The FBR has assured that no action would be taken on CNIC till September 30 –the third extension in three months. Businesses are at a standstill both in the manufacturing and retail sectors because of absence of a clear decision in this regard.

The CNIC condition is essential to bring all business activities under the tax net, which is the reason that the government is reluctant to withdraw this condition, but it continues to hold dialogue with businesses and giving them concession on month to month basis. This has slowed down business activities.

The consumers are the hardest hit. One can understand increase in the prices of imported goods as the dollar has appreciated against the rupee. There is some justification on increase in rates of edible oil and imported food items.

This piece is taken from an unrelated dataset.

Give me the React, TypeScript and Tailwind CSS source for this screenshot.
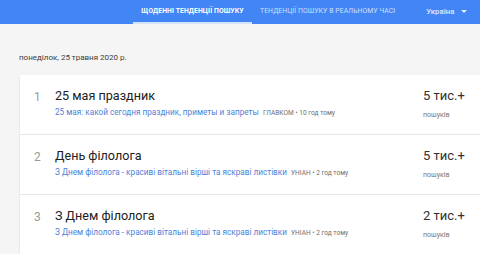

However, the increase in the rates of bread, roti, wheat flour and sugar cannot be justified. Wheat is produced in the country and we have adequate stocks.

Sugar too is produced from the local crop. The sugar mills ask the government to grant them subsidy for exporting surplus sugar every year.

Livestock is reared in Pakistan and its growth rate is double the national GDP growth. Cattle are increasing in number every year.

The feed they consume is also local, yet we have seen increase in rates of mutton, beef and poultry in the past one year. The small bread rates have jumped in two goes from Rs40 to Rs50.

The flour rates have increased by Rs300/40kg. Sugar prices jumped from Rs50/kg to Rs65/kg. The rates of vegetables and fruits are higher than last year. We do not witness the season low prices of these items when the supplies are higher. Banana perhaps are the only exception.

The rates of all pulses have registered an increase of 20-30 percent irrespective of the fact whether they were imported or locally produced. The transport rates have increased for the commuters because of increase in petroleum product rates.

Higher prices in the past year have been accompanied with stagnant incomes and a very tight job market. Consumers in every segment are feeling the pressures.

Most of the corporate sector has not increased the salaries this year. Many low cadre employees have lost jobs. Daily wage workers are not finding work for at least 15 days a month. The economy is not moving up.